──────── DATA SEGMENT ────────

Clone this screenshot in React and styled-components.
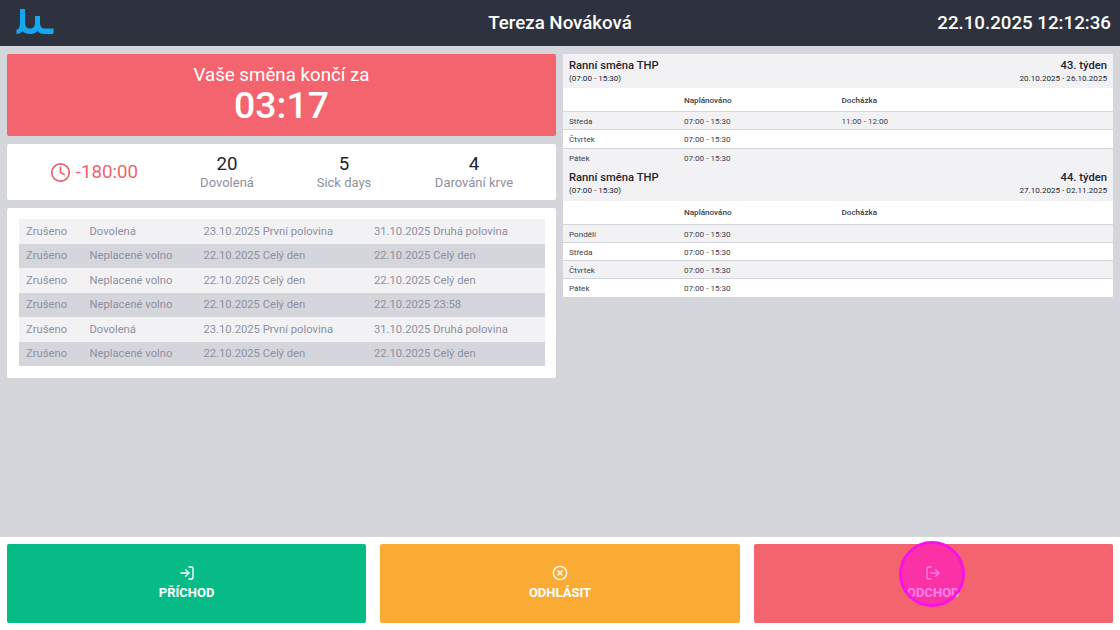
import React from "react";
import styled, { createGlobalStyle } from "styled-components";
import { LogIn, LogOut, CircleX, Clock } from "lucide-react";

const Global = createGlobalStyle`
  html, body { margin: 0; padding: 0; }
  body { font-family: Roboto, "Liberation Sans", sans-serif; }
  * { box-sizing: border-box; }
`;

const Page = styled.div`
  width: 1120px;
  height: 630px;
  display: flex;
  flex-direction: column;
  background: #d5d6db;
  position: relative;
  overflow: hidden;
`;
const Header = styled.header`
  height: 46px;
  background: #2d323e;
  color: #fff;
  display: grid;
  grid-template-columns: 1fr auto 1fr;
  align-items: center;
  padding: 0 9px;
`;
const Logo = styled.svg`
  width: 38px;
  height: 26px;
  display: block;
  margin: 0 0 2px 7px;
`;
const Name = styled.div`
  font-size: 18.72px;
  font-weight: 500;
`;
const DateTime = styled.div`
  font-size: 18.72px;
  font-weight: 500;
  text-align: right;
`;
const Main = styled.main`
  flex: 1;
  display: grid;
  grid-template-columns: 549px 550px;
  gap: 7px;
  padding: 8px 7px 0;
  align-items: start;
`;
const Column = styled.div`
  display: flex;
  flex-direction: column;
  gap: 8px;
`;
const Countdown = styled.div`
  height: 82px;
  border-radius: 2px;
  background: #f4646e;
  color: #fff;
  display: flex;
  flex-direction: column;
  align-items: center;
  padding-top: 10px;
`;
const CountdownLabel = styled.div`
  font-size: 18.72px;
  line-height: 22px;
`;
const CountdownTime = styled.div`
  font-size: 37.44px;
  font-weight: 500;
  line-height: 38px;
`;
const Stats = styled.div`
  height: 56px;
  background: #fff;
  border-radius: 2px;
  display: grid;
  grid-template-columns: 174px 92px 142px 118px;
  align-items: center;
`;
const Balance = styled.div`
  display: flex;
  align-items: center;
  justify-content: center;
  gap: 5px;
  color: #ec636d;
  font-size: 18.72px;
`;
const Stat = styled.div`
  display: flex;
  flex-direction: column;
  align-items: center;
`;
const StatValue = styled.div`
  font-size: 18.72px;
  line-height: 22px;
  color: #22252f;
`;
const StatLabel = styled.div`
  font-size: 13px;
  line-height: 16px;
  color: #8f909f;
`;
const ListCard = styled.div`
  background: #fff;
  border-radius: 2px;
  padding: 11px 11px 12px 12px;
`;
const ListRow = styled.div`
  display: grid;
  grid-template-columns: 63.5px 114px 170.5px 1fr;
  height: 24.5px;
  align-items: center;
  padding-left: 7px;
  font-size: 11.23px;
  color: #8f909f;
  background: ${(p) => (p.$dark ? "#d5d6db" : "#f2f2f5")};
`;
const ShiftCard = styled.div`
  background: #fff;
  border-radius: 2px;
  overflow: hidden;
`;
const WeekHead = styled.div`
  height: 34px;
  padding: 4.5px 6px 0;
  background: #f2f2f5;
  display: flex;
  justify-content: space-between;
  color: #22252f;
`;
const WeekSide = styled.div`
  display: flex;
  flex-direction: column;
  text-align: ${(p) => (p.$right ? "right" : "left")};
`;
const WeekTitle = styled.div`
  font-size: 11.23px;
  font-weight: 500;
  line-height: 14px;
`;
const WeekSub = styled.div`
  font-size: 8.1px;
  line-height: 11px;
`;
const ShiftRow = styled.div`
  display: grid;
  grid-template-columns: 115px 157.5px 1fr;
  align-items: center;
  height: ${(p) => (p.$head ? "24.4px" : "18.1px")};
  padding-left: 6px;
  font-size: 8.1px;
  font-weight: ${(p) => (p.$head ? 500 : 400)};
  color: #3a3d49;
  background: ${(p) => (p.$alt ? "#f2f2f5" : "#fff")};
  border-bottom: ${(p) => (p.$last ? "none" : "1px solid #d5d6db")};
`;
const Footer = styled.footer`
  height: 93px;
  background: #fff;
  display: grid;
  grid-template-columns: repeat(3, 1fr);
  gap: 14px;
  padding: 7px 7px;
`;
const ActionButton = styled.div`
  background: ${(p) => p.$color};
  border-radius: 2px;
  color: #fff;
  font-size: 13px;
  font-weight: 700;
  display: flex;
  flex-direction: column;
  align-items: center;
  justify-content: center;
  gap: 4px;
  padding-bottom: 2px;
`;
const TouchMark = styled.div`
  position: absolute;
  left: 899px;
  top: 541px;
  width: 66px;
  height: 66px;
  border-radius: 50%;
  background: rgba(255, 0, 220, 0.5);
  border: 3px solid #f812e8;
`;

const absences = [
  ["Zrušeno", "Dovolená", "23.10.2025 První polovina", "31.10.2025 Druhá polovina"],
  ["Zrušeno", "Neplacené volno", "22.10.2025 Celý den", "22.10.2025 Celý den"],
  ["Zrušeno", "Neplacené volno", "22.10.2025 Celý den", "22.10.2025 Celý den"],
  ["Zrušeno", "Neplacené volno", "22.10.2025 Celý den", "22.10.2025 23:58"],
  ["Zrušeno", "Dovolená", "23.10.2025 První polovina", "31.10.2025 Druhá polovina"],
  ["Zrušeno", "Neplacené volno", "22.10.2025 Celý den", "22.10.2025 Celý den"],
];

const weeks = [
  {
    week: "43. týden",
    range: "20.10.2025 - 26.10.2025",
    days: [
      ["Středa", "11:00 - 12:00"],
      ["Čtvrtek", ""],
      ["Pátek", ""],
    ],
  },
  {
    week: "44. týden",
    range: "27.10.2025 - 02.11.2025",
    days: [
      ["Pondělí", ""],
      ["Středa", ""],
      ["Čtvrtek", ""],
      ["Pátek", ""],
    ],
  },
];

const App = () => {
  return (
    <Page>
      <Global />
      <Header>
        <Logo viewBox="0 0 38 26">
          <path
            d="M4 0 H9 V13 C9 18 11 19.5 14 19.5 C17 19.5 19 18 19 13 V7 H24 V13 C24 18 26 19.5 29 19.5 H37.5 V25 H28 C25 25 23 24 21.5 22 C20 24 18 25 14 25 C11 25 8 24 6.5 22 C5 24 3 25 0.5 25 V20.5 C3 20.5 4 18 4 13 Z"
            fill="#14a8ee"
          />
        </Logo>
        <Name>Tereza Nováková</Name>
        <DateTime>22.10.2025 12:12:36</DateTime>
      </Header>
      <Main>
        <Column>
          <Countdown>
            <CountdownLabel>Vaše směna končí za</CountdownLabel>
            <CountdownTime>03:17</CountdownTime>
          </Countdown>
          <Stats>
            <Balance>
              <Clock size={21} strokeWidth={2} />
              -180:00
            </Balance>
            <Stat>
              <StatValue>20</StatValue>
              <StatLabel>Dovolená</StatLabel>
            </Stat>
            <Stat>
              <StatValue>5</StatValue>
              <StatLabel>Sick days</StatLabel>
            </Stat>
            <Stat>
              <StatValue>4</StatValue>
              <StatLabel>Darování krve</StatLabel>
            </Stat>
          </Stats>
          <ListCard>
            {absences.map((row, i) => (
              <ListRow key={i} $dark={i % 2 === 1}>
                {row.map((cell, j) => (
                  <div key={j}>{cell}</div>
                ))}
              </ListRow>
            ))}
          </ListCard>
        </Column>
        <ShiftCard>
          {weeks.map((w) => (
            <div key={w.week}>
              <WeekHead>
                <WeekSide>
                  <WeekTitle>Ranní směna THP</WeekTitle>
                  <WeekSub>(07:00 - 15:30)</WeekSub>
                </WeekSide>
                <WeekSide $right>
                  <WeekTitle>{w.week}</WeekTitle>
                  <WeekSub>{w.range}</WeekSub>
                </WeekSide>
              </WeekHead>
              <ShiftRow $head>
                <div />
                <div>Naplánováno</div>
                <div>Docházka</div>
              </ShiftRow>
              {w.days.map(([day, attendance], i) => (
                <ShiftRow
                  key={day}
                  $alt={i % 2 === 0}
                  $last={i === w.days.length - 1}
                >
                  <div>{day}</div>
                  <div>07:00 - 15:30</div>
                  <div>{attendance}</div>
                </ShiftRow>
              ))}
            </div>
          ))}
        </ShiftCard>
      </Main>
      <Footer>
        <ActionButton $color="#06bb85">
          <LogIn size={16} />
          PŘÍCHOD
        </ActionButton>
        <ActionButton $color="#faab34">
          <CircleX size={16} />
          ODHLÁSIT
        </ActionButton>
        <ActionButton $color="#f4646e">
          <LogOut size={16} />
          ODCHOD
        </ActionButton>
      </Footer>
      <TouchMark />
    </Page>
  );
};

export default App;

────────

Only the number is wanted: how many lines of the material above include the word "components"?

2